## DATA SEGMENT
┄┄┄┄┄┄┄┄┄┄

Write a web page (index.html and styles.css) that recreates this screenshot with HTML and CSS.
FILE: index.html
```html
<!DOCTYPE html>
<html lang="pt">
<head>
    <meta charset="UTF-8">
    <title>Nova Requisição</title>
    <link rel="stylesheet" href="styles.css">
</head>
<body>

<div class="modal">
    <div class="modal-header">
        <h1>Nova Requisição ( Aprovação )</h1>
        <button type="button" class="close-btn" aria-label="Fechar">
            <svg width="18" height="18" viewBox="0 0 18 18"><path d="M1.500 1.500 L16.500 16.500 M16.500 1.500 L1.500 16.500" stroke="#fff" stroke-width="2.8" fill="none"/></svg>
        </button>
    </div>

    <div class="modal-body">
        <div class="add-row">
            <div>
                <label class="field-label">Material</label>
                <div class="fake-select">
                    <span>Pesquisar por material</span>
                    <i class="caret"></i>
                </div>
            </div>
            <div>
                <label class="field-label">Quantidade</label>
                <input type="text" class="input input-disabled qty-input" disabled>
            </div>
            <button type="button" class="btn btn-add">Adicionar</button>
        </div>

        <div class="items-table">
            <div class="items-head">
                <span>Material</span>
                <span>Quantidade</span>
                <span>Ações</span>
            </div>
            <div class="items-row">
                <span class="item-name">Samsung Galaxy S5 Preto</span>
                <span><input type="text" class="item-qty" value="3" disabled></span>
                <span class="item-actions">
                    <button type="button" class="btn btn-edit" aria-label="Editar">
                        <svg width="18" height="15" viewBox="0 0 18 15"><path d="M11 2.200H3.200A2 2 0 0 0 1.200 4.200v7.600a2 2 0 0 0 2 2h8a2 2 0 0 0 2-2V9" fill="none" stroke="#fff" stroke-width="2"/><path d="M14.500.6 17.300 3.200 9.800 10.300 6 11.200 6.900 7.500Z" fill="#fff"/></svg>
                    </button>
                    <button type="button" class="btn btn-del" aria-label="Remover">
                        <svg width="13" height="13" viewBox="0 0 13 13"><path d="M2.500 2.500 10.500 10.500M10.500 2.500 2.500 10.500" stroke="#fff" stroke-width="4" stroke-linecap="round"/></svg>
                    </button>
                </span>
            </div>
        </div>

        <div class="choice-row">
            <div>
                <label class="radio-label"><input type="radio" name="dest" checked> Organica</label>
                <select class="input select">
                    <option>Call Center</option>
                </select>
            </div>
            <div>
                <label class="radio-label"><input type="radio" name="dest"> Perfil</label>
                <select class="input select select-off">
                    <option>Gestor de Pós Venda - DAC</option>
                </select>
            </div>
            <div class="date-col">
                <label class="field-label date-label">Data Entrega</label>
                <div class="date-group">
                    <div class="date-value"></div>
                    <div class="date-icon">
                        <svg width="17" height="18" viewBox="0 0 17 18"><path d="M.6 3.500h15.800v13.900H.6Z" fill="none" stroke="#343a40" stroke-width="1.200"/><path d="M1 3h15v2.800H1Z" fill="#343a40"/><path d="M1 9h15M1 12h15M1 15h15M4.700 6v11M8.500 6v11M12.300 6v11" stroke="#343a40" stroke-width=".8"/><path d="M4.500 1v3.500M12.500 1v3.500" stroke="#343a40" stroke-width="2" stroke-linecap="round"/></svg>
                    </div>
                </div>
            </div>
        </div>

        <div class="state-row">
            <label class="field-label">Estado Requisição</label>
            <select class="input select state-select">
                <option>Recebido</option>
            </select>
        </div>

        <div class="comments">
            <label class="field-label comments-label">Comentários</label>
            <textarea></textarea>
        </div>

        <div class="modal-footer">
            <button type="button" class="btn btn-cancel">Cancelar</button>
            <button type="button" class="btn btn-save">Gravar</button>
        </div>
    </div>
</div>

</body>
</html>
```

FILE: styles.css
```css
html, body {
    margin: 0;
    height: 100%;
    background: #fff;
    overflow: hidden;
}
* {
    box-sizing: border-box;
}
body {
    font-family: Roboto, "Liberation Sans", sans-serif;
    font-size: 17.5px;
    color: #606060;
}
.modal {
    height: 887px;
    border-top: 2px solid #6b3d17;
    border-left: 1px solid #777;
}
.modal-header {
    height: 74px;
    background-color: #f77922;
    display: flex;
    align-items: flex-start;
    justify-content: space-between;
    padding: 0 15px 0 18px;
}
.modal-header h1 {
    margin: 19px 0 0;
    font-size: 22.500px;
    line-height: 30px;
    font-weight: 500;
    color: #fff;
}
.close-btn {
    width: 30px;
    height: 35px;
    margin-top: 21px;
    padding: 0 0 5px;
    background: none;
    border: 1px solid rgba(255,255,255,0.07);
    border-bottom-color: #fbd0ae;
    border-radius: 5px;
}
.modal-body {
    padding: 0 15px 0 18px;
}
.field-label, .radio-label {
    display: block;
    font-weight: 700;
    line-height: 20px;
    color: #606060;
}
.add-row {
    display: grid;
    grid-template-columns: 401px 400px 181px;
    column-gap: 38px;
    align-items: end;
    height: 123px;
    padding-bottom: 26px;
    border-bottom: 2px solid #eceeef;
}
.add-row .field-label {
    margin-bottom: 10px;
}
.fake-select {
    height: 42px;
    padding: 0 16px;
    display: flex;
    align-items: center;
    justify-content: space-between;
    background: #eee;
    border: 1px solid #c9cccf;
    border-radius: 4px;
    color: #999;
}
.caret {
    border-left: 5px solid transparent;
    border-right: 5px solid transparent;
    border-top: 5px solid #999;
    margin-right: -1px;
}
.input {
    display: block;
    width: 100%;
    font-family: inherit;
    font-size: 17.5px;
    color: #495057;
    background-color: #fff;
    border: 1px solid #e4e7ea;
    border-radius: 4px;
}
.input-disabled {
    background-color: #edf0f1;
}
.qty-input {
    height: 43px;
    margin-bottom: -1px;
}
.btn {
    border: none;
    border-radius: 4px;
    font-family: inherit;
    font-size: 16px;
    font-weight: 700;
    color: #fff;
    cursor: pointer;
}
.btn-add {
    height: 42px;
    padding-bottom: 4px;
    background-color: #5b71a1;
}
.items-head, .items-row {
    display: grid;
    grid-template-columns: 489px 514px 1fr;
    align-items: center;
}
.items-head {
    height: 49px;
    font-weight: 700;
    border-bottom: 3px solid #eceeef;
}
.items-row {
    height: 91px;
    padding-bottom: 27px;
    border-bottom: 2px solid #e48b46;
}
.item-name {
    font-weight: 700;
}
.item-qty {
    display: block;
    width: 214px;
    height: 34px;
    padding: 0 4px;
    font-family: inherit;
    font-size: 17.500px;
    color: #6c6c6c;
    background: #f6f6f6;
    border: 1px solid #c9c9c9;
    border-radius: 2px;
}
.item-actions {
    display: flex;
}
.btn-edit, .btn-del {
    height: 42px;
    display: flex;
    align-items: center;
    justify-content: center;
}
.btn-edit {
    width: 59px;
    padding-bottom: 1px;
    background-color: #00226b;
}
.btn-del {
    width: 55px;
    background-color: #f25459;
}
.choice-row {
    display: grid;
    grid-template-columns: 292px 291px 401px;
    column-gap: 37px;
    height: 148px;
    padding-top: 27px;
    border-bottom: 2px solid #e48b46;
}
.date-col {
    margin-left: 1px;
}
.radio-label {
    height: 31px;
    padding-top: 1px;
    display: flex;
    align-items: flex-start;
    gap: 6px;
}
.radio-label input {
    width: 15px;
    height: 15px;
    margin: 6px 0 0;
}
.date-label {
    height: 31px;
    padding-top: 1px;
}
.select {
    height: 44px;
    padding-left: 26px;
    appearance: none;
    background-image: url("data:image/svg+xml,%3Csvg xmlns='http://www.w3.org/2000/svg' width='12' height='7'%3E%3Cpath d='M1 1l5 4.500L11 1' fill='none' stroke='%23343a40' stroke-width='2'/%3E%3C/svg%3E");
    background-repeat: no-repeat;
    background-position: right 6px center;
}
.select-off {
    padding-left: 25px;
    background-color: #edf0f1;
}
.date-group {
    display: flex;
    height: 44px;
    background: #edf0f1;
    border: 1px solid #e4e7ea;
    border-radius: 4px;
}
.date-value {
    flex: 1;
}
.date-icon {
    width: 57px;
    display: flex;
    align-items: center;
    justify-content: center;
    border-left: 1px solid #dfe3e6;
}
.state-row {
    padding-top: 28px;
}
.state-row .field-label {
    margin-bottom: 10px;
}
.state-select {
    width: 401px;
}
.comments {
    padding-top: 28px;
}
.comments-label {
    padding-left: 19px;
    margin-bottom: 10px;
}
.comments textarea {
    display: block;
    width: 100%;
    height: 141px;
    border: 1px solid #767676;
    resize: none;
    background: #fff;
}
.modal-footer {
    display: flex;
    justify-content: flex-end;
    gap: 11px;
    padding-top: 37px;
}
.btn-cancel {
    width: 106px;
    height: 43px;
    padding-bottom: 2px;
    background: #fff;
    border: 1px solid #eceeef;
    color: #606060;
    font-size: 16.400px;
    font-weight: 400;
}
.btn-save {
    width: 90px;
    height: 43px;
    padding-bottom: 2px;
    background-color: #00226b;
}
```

┄┄┄┄┄┄┄┄┄┄

## WORK INSTRUCTIONS
Return all the lines that contain the string "styles".

## FINAL RESULT
Write a web page (index.html and styles.css) that recreates this screenshot with HTML and CSS.
    <link rel="stylesheet" href="styles.css">
FILE: styles.css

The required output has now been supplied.